OpenCore: Hackintosh Alternative to Clover
April 19, 2020 (comments)
Some Internets have extremely strong commitments to some software. Hackernews likes the idea of making computers do something stupid, but the topic isn't actually interesting so the discussion is sparse and desultory. Technology is discussed, but none of it is interesting.

Shirt Without Stripes
April 20, 2020 (comments)
Webshit machine learning still sucks. Hackernews holds forth on just how hard not sucking is, then attempts to reverse engineer Google's revenue streams in an attempt to understand why they insist on sucking. This is obviously boring and pointless, so Hackernews debates whether Google's image search is racist, then whether it's racist against white people. The rest of the comments are mourning the good old days when Google's search algorithm returned useful, accurate results, instead of the morass of garbage that Google's search algorithm has caused to be.

Stripe records user movements on its customers' websites
April 21, 2020 (comments)
An Internet notices that famed debt-acquirer Stripe is literally watching every (mouse) move their users make.
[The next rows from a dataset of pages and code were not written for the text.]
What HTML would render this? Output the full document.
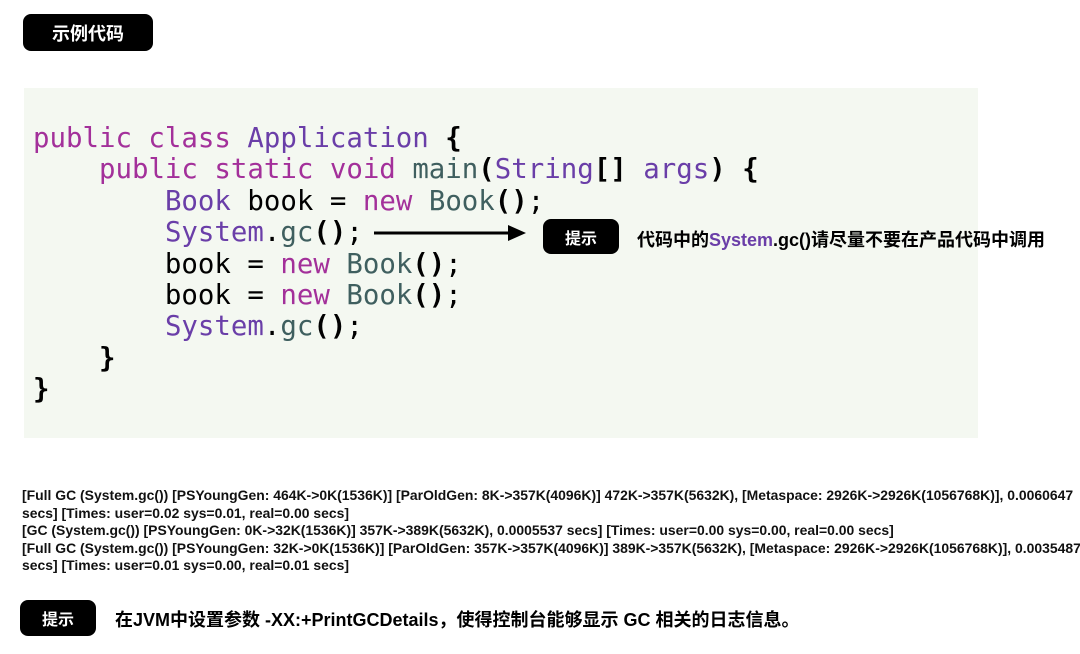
<!DOCTYPE html>
<html><head><meta charset="utf-8"><style>
body{margin:0;width:1080px;height:654px;background:#fff;position:relative;overflow:hidden;font-family:"Liberation Sans","Noto Sans CJK SC",sans-serif}
.badge{position:absolute;background:#000;color:#fff;font-weight:bold;border-radius:8px;display:flex;align-items:center;justify-content:center}
.panel{position:absolute;left:24px;top:88px;width:954px;height:350px;background:#f4f8f1}
pre{position:absolute;left:33px;top:123px;margin:0;font-family:"DejaVu Sans Mono",monospace;font-size:27.4px;line-height:31.4px;color:#000}
.k{color:#a3309a}.t{color:#6a3ea8}.m{color:#3f5f5f}.b{font-weight:bold}
.log{position:absolute;left:22px;top:487px;font-size:14px;font-weight:bold;line-height:17.5px;color:#111;transform:scaleX(0.995);transform-origin:0 0;white-space:nowrap}
</style></head><body>
<div class="badge" style="left:23px;top:14px;width:130px;height:37px;font-size:18px">示例代码</div>
<div class="panel"></div>
<pre><span class="k">public class</span> <span class="t">Application</span> <span class="b">{</span>
    <span class="k">public static void</span> <span class="m">main</span><span class="b">(</span><span class="t">String</span><span class="b">[]</span> <span class="t">args</span><span class="b">)</span> <span class="b">{</span>
        <span class="t">Book</span> book = <span class="k">new</span> <span class="m">Book</span><span class="b">()</span>;
        <span class="t">System</span>.<span class="m">gc</span><span class="b">()</span>;
        book = <span class="k">new</span> <span class="m">Book</span><span class="b">()</span>;
        book = <span class="k">new</span> <span class="m">Book</span><span class="b">()</span>;
        <span class="t">System</span>.<span class="m">gc</span><span class="b">()</span>;
    <span class="b">}</span>
<span class="b">}</span></pre>
<svg style="position:absolute;left:372px;top:224px" width="160" height="18"><line x1="2" y1="9" x2="140" y2="9" stroke="#000" stroke-width="3"/><polygon points="136,1 154,9 136,17" fill="#000"/></svg>
<div class="badge" style="left:543px;top:219px;width:76px;height:35px;font-size:16px">提示</div>
<div style="position:absolute;left:637px;top:226px;font-size:18px;font-weight:bold;color:#000;white-space:nowrap">代码中的<span style="color:#6a3ea8">System</span>.gc()请尽量不要在产品代码中调用</div>
<div class="log">[Full GC (System.gc()) [PSYoungGen: 464K-&gt;0K(1536K)] [ParOldGen: 8K-&gt;357K(4096K)] 472K-&gt;357K(5632K), [Metaspace: 2926K-&gt;2926K(1056768K)], 0.0060647<br>secs] [Times: user=0.02 sys=0.01, real=0.00 secs]<br>[GC (System.gc()) [PSYoungGen: 0K-&gt;32K(1536K)] 357K-&gt;389K(5632K), 0.0005537 secs] [Times: user=0.00 sys=0.00, real=0.00 secs]<br>[Full GC (System.gc()) [PSYoungGen: 32K-&gt;0K(1536K)] [ParOldGen: 357K-&gt;357K(4096K)] 389K-&gt;357K(5632K), [Metaspace: 2926K-&gt;2926K(1056768K)], 0.0035487<br>secs] [Times: user=0.01 sys=0.00, real=0.01 secs]</div>
<div class="badge" style="left:20px;top:600px;width:76px;height:36px;font-size:16px">提示</div>
<div style="position:absolute;left:115px;top:606px;font-size:18px;font-weight:bold;color:#000;white-space:nowrap">在JVM中设置参数 -XX:+PrintGCDetails，使得控制台能够显示 GC 相关的日志信息。</div>
</body></html>
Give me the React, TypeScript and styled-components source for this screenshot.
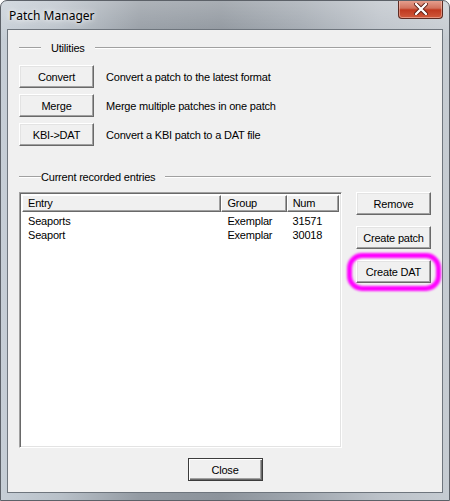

Stripe Actual returns to reassure everyone that tracking this kind of shit is just a perfectly normal way that money handlers keep everyone safe; touchscreen users can apparently fuck themselves. Two thirds of the comments on this story comprise a debate over whether this is bullshit behavior subject to trivial abuse or the only way we can possibly exchange money for goods and services. One Hackernews wants to know what happens if we turn javascript off in the browser, but we are reassured that this is impossible. The author shows up to say hello, and is excoriated by angry webshits.